§ Goal
Word for word, quote all of the material, omitting the pictures.
** START **
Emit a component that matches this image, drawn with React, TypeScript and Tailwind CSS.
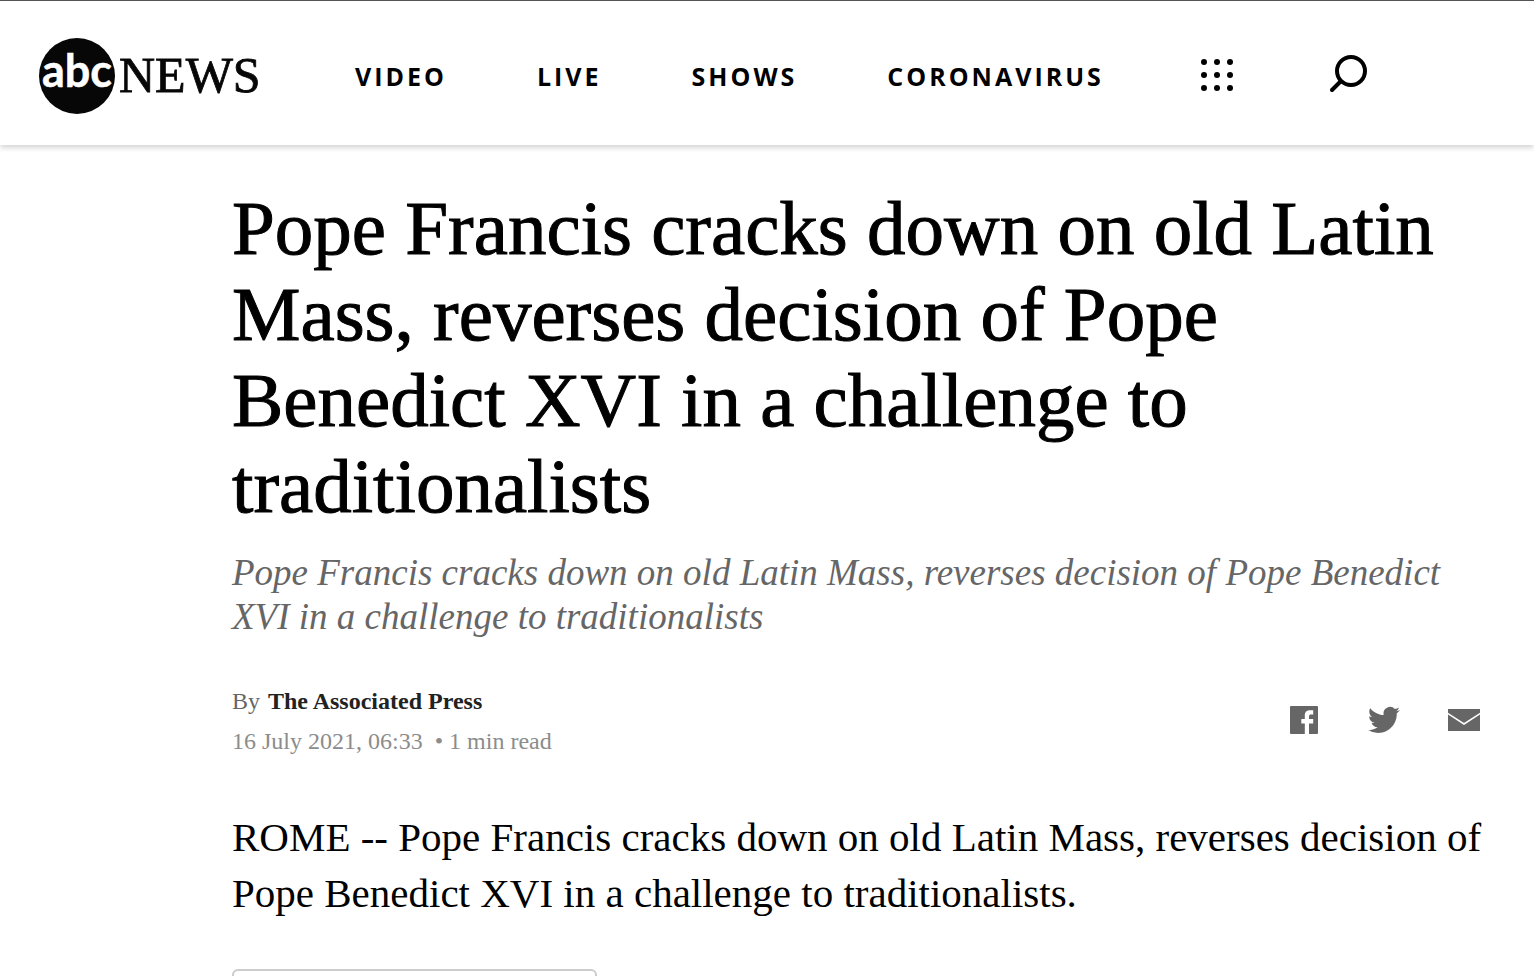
import React from 'react';

const HEADLINE = 'Pope Francis cracks down on old Latin Mass, reverses decision of Pope Benedict XVI in a challenge to traditionalists';

const navItems = ['Video', 'Live', 'Shows', 'Coronavirus'];

const Logo: React.FC = () => (
  <svg viewBox="0 0 224 78" className="h-[78px] w-[224px]" role="img" aria-label="abc NEWS">
    <circle cx="39" cy="39" r="38" fill="#070707" />
    <text x="39" y="50" textAnchor="middle" fill="#fff" stroke="#fff" strokeWidth="0.5" fontSize="45" fontWeight="700" fontFamily="Lato, sans-serif">
      abc
    </text>
    <text x="81" y="55" fill="#070707" stroke="#070707" strokeWidth="0.8" fontSize="50" fontFamily="'Liberation Serif', serif">
      NEWS
    </text>
  </svg>
);

const GridIcon: React.FC = () => (
  <svg viewBox="0 0 34 34" className="size-[34px]" fill="#000">
    {[4, 17, 30].map(cy => [4, 17, 30].map(cx => <circle key={`${cx}-${cy}`} cx={cx} cy={cy} r="3" />))}
  </svg>
);

const SearchIcon: React.FC = () => (
  <svg viewBox="0 0 40 40" className="size-10" fill="none" stroke="#000" strokeWidth="4" strokeLinecap="round">
    <circle cx="23" cy="18" r="14" />
    <path d="M12.5 28.5 4 37" />
  </svg>
);

const FacebookIcon: React.FC = () => (
  <svg viewBox="0 0 28 28" className="size-7" fill="#666">
    <path d="M1 0h26a1 1 0 0 1 1 1v26a1 1 0 0 1-1 1h-8V17.500h4.200V13H19v-2.300c0-1.600.7-2.200 2-2.200h2.200V4.300h-3.400c-3.400 0-5 2.200-5 5.200V13h-3.500v4.500h3.500V28H1a1 1 0 0 1-1-1V1a1 1 0 0 1 1-1z" />
  </svg>
);

const TwitterIcon: React.FC = () => (
  <svg viewBox="0 0 24 24" className="size-8" fill="#666">
    <path d="M23.954 4.569a10 10 0 0 1-2.825.775 4.958 4.958 0 0 0 2.163-2.723 9.990 9.990 0 0 1-3.127 1.184 4.920 4.920 0 0 0-8.384 4.482C7.691 8.094 4.066 6.130 1.640 3.161a4.822 4.822 0 0 0-.666 2.475c0 1.710.87 3.213 2.188 4.096a4.904 4.904 0 0 1-2.228-.616v.061a4.923 4.923 0 0 0 3.946 4.827 4.996 4.996 0 0 1-2.212.085 4.937 4.937 0 0 0 4.604 3.417 9.868 9.868 0 0 1-6.102 2.105c-.39 0-.779-.023-1.170-.067a13.995 13.995 0 0 0 7.557 2.209c9.054 0 13.999-7.496 13.999-13.986 0-.209 0-.42-.015-.63a9.936 9.936 0 0 0 2.460-2.548z" />
  </svg>
);

const MailIcon: React.FC = () => (
  <svg viewBox="0 0 32 22" className="h-[22px] w-8">
    <path d="M0 0h32v22H0z" fill="#666" />
    <path d="M-1 4 16 15 33 4" fill="none" stroke="#fff" strokeWidth="1.6" />
  </svg>
);

const Header: React.FC = () => (
  <header className="relative flex h-[145px] items-center border-t border-[#555] bg-white pl-[38px] shadow-[0_3px_5px_rgba(0,0,0,0.16)]">
    <a href="#home" className="shrink-0 pt-1.5">
      <Logo />
    </a>
    <nav className="ml-[93px] flex items-center gap-[90px] pt-1.5">
      {navItems.map(item => (
        <a
          key={item}
          href={`#${item.toLowerCase()}`}
          className="font-['Open_Sans',sans-serif] text-[25px] leading-8 font-bold tracking-[3px] text-black uppercase"
        >
          {item}
        </a>
      ))}
    </nav>
    <button type="button" aria-label="More sections" className="ml-24 pt-1">
      <GridIcon />
    </button>
    <button type="button" aria-label="Search" className="ml-[94px]">
      <SearchIcon />
    </button>
  </header>
);

const ShareLinks: React.FC = () => (
  <div className="flex items-center gap-12 pb-0.5">
    <a href="#facebook" aria-label="Facebook" className="flex w-8 justify-center">
      <FacebookIcon />
    </a>
    <a href="#twitter" aria-label="Twitter">
      <TwitterIcon />
    </a>
    <a href="#email" aria-label="Email">
      <MailIcon />
    </a>
  </div>
);

const App: React.FC = () => {
  return (
    <div className="h-screen overflow-hidden bg-white font-['Liberation_Serif',serif]">
      <Header />
      <main className="pt-10 pr-12 pl-[232px]">
        <h1 className="text-[77px] leading-[86px] text-black [-webkit-text-stroke:1px_#000]">{HEADLINE}</h1>
        <p className="mt-[22px] text-[37px] leading-[44px] text-[#666] italic">{HEADLINE}</p>

        <div className="mt-[42px] flex items-center justify-between pr-1.5">
          <div className="text-[24px] leading-10">
            <p className="text-[#666]">
              By <b className="ml-0.5 text-[#222]">The Associated Press</b>
            </p>
            <p className="text-[#8c8c8c]">
              16 July 2021, 06:33 <span className="ml-1.5">• 1 min read</span>
            </p>
          </div>
          <ShareLinks />
        </div>

        <p className="mt-12 text-[41px] leading-[56px] text-black">{`ROME -- ${HEADLINE}.`}</p>

        <button type="button" aria-label="Read more" className="mt-12 block h-16 w-[365px] rounded-md border-2 border-[#ccc]" />
      </main>
    </div>
  );
};

export default App;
** END **
§ Exercise response
Emit a component that matches this image, drawn with React, TypeScript and Tailwind CSS.
import React from 'react';

const HEADLINE = 'Pope Francis cracks down on old Latin Mass, reverses decision of Pope Benedict XVI in a challenge to traditionalists';

const navItems = ['Video', 'Live', 'Shows', 'Coronavirus'];

const Logo: React.FC = () => (
  <svg viewBox="0 0 224 78" className="h-[78px] w-[224px]" role="img" aria-label="abc NEWS">
    <circle cx="39" cy="39" r="38" fill="#070707" />
    <text x="39" y="50" textAnchor="middle" fill="#fff" stroke="#fff" strokeWidth="0.5" fontSize="45" fontWeight="700" fontFamily="Lato, sans-serif">
      abc
    </text>
    <text x="81" y="55" fill="#070707" stroke="#070707" strokeWidth="0.8" fontSize="50" fontFamily="'Liberation Serif', serif">
      NEWS
    </text>
  </svg>
);

const GridIcon: React.FC = () => (
  <svg viewBox="0 0 34 34" className="size-[34px]" fill="#000">
    {[4, 17, 30].map(cy => [4, 17, 30].map(cx => <circle key={`${cx}-${cy}`} cx={cx} cy={cy} r="3" />))}
  </svg>
);

const SearchIcon: React.FC = () => (
  <svg viewBox="0 0 40 40" className="size-10" fill="none" stroke="#000" strokeWidth="4" strokeLinecap="round">
    <circle cx="23" cy="18" r="14" />
    <path d="M12.5 28.5 4 37" />
  </svg>
);

const FacebookIcon: React.FC = () => (
  <svg viewBox="0 0 28 28" className="size-7" fill="#666">
    <path d="M1 0h26a1 1 0 0 1 1 1v26a1 1 0 0 1-1 1h-8V17.500h4.200V13H19v-2.300c0-1.600.7-2.200 2-2.200h2.200V4.300h-3.400c-3.400 0-5 2.200-5 5.200V13h-3.500v4.500h3.500V28H1a1 1 0 0 1-1-1V1a1 1 0 0 1 1-1z" />
  </svg>
);

const TwitterIcon: React.FC = () => (
  <svg viewBox="0 0 24 24" className="size-8" fill="#666">
    <path d="M23.954 4.569a10 10 0 0 1-2.825.775 4.958 4.958 0 0 0 2.163-2.723 9.990 9.990 0 0 1-3.127 1.184 4.920 4.920 0 0 0-8.384 4.482C7.691 8.094 4.066 6.130 1.640 3.161a4.822 4.822 0 0 0-.666 2.475c0 1.710.87 3.213 2.188 4.096a4.904 4.904 0 0 1-2.228-.616v.061a4.923 4.923 0 0 0 3.946 4.827 4.996 4.996 0 0 1-2.212.085 4.937 4.937 0 0 0 4.604 3.417 9.868 9.868 0 0 1-6.102 2.105c-.39 0-.779-.023-1.170-.067a13.995 13.995 0 0 0 7.557 2.209c9.054 0 13.999-7.496 13.999-13.986 0-.209 0-.42-.015-.63a9.936 9.936 0 0 0 2.460-2.548z" />
  </svg>
);

const MailIcon: React.FC = () => (
  <svg viewBox="0 0 32 22" className="h-[22px] w-8">
    <path d="M0 0h32v22H0z" fill="#666" />
    <path d="M-1 4 16 15 33 4" fill="none" stroke="#fff" strokeWidth="1.6" />
  </svg>
);

const Header: React.FC = () => (
  <header className="relative flex h-[145px] items-center border-t border-[#555] bg-white pl-[38px] shadow-[0_3px_5px_rgba(0,0,0,0.16)]">
    <a href="#home" className="shrink-0 pt-1.5">
      <Logo />
    </a>
    <nav className="ml-[93px] flex items-center gap-[90px] pt-1.5">
      {navItems.map(item => (
        <a
          key={item}
          href={`#${item.toLowerCase()}`}
          className="font-['Open_Sans',sans-serif] text-[25px] leading-8 font-bold tracking-[3px] text-black uppercase"
        >
          {item}
        </a>
      ))}
    </nav>
    <button type="button" aria-label="More sections" className="ml-24 pt-1">
      <GridIcon />
    </button>
    <button type="button" aria-label="Search" className="ml-[94px]">
      <SearchIcon />
    </button>
  </header>
);

const ShareLinks: React.FC = () => (
  <div className="flex items-center gap-12 pb-0.5">
    <a href="#facebook" aria-label="Facebook" className="flex w-8 justify-center">
      <FacebookIcon />
    </a>
    <a href="#twitter" aria-label="Twitter">
      <TwitterIcon />
    </a>
    <a href="#email" aria-label="Email">
      <MailIcon />
    </a>
  </div>
);

const App: React.FC = () => {
  return (
    <div className="h-screen overflow-hidden bg-white font-['Liberation_Serif',serif]">
      <Header />
      <main className="pt-10 pr-12 pl-[232px]">
        <h1 className="text-[77px] leading-[86px] text-black [-webkit-text-stroke:1px_#000]">{HEADLINE}</h1>
        <p className="mt-[22px] text-[37px] leading-[44px] text-[#666] italic">{HEADLINE}</p>

        <div className="mt-[42px] flex items-center justify-between pr-1.5">
          <div className="text-[24px] leading-10">
            <p className="text-[#666]">
              By <b className="ml-0.5 text-[#222]">The Associated Press</b>
            </p>
            <p className="text-[#8c8c8c]">
              16 July 2021, 06:33 <span className="ml-1.5">• 1 min read</span>
            </p>
          </div>
          <ShareLinks />
        </div>

        <p className="mt-12 text-[41px] leading-[56px] text-black">{`ROME -- ${HEADLINE}.`}</p>

        <button type="button" aria-label="Read more" className="mt-12 block h-16 w-[365px] rounded-md border-2 border-[#ccc]" />
      </main>
    </div>
  );
};

export default App;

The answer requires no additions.